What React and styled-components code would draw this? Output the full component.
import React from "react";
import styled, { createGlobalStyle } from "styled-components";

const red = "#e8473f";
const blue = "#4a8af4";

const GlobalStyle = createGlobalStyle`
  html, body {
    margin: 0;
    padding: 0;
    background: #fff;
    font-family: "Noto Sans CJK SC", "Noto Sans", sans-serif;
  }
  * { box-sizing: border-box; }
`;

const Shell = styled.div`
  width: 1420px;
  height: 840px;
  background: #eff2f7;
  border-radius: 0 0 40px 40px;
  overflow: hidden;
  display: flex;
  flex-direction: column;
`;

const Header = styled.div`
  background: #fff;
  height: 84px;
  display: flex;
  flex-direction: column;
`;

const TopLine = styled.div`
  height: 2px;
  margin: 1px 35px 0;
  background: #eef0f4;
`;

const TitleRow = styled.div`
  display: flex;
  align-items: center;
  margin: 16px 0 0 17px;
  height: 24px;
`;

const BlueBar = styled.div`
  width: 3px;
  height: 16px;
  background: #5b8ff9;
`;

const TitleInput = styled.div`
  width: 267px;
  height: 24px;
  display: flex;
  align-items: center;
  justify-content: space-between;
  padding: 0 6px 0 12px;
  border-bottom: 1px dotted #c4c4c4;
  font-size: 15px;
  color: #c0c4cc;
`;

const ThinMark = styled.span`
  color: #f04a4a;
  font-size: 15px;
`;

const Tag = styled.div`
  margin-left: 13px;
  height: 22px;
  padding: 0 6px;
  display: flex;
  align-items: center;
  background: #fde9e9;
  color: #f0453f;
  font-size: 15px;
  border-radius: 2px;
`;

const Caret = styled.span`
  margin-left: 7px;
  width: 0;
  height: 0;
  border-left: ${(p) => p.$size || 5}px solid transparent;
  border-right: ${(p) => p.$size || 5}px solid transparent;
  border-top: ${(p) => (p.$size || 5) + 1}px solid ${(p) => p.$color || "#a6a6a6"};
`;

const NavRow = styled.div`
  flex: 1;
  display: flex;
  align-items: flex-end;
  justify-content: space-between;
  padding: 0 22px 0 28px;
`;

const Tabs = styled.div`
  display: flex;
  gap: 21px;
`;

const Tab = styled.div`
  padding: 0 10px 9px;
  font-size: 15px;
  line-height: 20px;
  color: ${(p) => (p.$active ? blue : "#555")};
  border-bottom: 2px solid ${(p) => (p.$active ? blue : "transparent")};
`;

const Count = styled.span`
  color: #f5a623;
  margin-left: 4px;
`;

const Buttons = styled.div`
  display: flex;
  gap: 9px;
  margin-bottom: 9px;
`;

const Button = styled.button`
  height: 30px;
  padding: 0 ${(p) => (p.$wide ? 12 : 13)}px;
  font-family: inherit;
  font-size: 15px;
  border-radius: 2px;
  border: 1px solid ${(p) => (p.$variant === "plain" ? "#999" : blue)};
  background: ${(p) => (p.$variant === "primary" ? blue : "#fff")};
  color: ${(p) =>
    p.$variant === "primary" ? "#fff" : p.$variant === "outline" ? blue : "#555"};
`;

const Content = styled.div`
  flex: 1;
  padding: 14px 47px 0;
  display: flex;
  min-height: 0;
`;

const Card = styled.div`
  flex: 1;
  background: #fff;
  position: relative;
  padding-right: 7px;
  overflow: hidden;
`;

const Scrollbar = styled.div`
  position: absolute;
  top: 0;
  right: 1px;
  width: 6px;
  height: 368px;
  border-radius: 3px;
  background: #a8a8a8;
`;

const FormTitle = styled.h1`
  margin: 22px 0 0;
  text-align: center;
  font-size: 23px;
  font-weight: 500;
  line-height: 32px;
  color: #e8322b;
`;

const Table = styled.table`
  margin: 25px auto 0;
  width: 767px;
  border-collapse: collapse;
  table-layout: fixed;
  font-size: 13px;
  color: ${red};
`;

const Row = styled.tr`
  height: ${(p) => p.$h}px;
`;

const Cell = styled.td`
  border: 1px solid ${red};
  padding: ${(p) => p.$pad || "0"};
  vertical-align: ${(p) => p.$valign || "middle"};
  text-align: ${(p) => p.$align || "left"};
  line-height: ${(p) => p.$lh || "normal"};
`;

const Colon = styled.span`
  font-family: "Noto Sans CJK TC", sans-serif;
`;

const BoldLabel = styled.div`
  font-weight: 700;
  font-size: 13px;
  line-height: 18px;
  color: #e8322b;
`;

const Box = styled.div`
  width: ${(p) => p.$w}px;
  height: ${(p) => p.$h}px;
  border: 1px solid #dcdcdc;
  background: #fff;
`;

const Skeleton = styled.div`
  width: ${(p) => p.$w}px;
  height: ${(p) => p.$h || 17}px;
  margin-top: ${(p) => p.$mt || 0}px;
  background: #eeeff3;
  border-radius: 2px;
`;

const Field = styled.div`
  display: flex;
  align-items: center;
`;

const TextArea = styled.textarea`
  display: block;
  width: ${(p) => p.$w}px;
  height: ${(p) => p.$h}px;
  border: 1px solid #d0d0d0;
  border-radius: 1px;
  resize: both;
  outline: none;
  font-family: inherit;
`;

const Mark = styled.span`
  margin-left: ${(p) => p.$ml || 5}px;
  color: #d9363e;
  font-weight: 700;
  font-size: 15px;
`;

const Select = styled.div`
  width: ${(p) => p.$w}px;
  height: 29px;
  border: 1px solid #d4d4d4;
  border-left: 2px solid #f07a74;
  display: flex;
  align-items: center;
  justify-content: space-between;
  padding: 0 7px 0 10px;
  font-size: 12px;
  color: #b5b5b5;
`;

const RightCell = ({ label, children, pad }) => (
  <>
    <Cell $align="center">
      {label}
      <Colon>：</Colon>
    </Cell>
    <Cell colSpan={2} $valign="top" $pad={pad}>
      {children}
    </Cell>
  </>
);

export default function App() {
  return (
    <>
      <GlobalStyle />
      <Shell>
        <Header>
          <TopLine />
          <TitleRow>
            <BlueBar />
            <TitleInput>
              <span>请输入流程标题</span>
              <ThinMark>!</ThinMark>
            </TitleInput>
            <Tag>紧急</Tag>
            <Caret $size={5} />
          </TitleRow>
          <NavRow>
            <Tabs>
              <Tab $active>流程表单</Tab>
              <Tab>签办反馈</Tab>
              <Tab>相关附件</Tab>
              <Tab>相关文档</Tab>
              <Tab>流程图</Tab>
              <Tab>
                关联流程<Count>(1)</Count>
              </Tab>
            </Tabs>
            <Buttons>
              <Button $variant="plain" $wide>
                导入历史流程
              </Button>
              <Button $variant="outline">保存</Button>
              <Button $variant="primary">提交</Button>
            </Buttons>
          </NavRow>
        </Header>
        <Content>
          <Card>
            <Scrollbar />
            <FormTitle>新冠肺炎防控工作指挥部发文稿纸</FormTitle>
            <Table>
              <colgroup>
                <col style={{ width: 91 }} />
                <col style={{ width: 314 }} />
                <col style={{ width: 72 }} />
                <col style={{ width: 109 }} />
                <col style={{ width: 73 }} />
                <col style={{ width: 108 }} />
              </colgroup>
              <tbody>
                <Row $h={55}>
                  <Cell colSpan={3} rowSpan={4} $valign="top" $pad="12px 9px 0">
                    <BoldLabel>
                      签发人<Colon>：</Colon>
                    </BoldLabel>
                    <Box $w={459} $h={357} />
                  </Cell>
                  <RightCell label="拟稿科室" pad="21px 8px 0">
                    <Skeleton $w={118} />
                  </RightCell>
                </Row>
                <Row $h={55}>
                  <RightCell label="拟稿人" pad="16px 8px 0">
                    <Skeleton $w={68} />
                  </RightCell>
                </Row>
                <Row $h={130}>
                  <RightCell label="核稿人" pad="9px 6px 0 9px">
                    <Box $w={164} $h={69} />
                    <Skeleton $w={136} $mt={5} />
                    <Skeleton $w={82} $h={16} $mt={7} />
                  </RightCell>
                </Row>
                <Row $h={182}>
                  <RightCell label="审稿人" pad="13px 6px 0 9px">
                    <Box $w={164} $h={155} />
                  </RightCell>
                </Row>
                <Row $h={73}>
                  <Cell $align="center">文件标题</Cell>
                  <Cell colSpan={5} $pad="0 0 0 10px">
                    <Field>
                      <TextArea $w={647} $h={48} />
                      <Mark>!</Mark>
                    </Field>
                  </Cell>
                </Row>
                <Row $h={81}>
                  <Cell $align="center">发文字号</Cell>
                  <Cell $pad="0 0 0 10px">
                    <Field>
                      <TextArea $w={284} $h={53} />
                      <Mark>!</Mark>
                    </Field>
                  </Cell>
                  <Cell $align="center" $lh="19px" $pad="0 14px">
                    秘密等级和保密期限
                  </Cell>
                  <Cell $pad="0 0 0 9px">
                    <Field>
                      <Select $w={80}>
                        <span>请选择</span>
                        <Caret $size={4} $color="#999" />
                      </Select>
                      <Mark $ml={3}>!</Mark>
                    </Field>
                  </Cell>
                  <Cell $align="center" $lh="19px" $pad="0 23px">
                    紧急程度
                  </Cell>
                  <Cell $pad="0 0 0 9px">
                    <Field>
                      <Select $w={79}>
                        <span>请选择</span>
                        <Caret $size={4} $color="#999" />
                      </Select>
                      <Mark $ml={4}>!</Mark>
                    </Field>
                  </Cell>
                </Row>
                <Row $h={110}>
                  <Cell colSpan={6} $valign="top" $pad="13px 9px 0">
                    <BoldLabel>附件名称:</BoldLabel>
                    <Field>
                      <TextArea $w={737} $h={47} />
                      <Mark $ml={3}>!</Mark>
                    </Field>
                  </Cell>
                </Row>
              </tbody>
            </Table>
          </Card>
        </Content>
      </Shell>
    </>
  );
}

= = = =

Each line above that includes "components" counts once; state the total and nothing more.

2